--- Begin SOURCE MATERIAL ---

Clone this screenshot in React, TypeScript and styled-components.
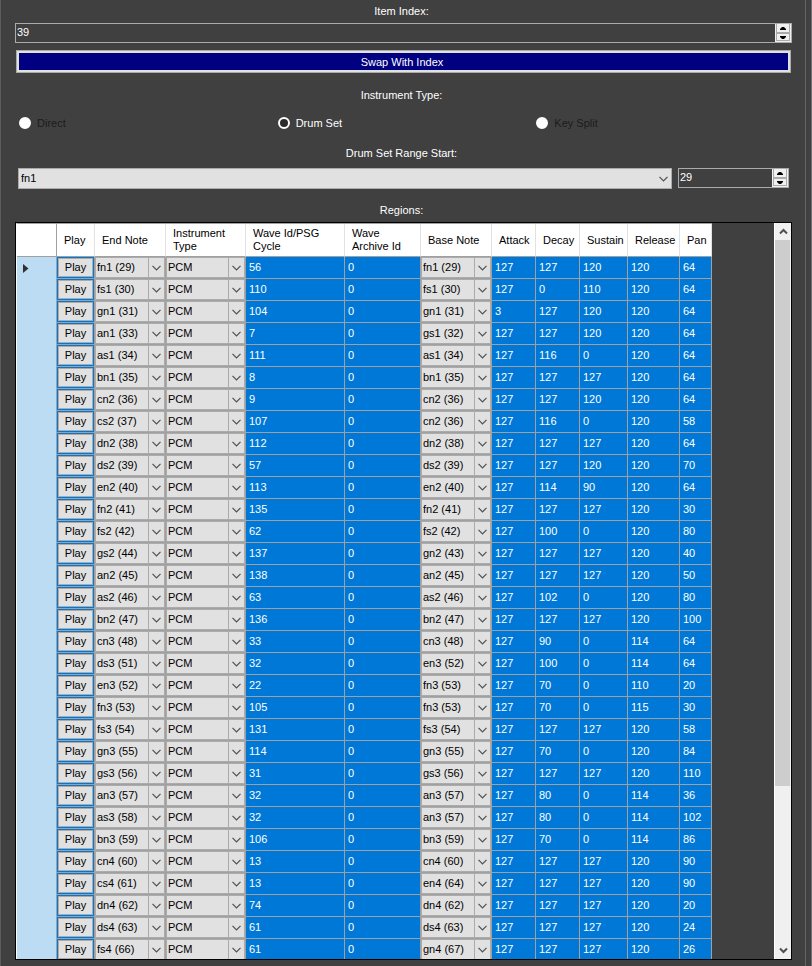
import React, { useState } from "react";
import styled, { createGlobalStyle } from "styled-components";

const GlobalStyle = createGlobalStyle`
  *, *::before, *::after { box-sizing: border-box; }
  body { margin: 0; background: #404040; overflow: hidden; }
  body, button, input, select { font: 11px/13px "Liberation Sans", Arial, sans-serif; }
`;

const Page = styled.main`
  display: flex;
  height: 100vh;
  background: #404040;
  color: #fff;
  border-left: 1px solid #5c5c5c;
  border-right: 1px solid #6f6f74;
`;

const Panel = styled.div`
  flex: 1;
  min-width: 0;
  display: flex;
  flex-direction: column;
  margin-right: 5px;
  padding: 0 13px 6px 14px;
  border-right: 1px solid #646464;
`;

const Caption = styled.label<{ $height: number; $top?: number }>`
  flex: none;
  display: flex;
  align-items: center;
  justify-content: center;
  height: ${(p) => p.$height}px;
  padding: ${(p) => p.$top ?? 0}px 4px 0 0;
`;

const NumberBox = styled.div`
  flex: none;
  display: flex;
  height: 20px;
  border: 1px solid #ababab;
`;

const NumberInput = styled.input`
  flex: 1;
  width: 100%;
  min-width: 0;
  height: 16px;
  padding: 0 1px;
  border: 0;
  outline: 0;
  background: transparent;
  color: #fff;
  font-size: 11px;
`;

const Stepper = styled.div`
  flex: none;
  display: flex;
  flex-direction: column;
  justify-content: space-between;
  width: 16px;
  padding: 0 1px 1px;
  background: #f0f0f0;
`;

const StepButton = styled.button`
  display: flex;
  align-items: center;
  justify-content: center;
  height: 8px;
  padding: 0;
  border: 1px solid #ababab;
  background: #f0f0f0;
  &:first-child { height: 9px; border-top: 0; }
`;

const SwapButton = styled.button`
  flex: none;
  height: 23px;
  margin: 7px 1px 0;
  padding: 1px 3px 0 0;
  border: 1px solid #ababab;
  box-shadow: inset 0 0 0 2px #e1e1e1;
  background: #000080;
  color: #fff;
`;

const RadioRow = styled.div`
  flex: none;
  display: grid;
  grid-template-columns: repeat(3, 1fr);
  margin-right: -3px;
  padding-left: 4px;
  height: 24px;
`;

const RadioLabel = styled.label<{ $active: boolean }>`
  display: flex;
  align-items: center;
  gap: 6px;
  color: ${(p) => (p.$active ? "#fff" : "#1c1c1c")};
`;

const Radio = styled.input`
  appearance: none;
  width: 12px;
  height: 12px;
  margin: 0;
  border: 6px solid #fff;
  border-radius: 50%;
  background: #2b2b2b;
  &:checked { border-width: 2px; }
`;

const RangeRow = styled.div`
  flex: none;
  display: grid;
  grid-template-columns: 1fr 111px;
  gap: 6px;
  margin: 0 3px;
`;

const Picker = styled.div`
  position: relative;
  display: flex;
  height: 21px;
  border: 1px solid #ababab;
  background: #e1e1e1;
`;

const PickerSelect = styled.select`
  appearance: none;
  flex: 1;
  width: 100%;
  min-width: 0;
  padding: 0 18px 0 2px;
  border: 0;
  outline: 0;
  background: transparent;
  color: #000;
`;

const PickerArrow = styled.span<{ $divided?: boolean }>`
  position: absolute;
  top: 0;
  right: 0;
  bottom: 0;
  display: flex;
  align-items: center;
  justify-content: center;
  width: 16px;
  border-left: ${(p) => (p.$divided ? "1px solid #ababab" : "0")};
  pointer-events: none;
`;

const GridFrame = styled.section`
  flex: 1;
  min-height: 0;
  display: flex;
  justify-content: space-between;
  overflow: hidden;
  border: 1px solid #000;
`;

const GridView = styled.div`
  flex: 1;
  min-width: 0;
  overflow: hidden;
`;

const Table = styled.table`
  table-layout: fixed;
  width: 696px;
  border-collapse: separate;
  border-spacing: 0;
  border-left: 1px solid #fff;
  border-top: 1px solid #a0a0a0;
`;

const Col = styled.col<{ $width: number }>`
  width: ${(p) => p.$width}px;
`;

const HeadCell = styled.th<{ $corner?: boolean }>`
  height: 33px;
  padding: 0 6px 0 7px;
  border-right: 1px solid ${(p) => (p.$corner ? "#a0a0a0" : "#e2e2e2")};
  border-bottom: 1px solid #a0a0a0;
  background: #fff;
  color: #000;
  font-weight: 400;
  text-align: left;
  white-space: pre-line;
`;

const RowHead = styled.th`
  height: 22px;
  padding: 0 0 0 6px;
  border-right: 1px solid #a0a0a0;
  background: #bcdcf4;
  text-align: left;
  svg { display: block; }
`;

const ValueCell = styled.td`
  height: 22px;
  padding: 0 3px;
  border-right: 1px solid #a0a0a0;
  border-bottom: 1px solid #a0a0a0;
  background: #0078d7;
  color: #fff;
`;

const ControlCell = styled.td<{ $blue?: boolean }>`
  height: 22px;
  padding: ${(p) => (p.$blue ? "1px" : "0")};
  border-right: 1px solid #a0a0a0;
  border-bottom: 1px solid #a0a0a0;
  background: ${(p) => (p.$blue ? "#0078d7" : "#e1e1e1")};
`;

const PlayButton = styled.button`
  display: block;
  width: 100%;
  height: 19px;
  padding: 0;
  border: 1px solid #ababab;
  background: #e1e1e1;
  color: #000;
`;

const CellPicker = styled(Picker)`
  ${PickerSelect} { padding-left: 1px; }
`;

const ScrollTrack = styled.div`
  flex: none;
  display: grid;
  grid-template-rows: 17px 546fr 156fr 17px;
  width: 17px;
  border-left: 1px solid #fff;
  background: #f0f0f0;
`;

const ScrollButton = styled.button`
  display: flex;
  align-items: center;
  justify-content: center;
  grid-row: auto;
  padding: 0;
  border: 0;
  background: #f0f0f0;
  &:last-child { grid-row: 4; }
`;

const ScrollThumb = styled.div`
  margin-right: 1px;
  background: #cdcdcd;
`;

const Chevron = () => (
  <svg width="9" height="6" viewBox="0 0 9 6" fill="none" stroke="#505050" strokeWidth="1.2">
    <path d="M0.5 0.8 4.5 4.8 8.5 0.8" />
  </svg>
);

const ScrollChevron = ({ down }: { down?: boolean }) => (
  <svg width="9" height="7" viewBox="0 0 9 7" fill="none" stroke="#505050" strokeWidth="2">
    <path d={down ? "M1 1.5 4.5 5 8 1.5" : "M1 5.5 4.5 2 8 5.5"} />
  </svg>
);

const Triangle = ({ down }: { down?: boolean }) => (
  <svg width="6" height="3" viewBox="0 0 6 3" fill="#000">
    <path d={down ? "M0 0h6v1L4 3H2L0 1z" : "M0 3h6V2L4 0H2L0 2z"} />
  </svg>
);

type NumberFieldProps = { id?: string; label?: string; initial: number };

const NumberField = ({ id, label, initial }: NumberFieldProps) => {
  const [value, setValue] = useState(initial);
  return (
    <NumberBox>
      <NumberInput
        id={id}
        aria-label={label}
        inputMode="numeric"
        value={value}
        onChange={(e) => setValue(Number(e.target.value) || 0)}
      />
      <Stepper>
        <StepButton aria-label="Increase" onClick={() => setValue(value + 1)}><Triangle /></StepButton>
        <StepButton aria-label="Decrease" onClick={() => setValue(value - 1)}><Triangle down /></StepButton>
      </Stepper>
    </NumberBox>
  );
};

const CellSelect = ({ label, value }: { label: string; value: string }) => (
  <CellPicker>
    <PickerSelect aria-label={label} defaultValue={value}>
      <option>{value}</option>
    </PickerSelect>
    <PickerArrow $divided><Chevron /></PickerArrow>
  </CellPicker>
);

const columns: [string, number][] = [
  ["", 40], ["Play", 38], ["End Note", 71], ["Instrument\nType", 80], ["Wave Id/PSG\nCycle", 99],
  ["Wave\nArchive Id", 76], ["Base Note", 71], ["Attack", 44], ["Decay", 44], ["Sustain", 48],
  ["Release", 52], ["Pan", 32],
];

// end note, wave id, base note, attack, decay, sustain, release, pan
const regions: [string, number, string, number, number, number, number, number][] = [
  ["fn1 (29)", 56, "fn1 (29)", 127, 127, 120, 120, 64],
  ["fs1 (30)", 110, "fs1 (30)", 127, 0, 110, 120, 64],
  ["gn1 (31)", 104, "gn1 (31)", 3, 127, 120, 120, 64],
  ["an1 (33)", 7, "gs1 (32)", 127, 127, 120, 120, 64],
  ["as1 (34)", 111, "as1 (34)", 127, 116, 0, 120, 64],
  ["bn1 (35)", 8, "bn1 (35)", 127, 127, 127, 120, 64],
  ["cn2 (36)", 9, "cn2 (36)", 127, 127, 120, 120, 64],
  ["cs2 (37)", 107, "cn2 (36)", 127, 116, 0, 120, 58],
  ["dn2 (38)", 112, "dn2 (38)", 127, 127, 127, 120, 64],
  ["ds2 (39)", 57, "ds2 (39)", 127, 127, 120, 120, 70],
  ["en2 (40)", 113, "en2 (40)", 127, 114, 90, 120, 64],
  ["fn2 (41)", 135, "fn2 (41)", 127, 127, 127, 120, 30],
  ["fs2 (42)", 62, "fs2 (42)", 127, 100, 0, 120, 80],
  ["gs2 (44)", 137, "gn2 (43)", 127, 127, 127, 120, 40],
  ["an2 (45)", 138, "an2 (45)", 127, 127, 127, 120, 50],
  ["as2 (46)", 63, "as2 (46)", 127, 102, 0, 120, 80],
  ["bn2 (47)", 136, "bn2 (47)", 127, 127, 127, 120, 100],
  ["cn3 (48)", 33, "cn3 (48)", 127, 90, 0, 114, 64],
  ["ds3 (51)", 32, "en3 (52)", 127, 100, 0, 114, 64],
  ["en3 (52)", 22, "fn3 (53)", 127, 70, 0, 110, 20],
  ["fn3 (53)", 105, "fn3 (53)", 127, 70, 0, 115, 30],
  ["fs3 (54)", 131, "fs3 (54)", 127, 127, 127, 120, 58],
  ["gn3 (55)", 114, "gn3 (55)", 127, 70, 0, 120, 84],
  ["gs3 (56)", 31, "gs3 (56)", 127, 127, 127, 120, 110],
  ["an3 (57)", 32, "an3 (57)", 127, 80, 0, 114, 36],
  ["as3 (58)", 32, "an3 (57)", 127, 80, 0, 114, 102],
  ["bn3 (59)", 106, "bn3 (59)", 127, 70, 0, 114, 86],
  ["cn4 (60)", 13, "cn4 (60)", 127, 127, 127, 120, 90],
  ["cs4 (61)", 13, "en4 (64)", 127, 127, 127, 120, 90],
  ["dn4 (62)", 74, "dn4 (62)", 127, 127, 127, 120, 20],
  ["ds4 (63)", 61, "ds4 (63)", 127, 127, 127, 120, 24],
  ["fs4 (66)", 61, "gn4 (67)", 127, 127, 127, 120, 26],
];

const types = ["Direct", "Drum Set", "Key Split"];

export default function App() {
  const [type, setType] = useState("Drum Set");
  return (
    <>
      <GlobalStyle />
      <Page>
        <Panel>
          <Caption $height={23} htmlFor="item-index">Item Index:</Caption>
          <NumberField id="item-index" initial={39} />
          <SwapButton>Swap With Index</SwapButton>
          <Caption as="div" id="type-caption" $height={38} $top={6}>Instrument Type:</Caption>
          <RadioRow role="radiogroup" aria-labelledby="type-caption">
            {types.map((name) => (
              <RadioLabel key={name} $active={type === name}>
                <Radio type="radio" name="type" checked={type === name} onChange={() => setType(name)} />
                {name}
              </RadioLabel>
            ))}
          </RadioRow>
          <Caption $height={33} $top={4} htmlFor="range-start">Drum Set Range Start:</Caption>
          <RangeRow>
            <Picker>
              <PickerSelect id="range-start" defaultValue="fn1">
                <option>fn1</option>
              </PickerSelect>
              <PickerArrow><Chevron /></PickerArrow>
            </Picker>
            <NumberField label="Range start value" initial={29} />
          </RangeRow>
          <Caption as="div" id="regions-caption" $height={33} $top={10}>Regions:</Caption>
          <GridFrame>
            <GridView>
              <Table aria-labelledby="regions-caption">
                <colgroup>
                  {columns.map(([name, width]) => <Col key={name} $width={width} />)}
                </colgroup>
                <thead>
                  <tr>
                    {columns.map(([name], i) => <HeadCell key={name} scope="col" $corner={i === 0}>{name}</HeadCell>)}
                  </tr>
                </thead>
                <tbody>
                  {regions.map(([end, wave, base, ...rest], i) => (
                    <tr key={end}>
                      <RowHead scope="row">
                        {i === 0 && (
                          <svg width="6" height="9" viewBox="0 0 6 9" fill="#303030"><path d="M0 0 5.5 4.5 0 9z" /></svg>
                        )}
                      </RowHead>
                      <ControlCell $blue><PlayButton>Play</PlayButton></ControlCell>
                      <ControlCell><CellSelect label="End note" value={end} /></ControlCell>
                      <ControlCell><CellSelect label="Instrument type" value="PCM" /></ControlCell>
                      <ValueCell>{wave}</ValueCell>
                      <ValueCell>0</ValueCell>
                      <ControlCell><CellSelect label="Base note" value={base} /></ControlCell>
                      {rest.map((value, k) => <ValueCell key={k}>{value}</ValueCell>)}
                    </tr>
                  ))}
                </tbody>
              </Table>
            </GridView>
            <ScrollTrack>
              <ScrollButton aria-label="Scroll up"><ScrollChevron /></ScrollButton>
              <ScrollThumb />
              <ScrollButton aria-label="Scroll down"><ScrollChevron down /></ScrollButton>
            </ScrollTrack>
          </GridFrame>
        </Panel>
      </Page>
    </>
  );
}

--- End SOURCE MATERIAL ---

TASK DESCRIPTION
From the material above, count the lines that include "React" and give only the total.

SOLUTION TO THIS PROBLEM
2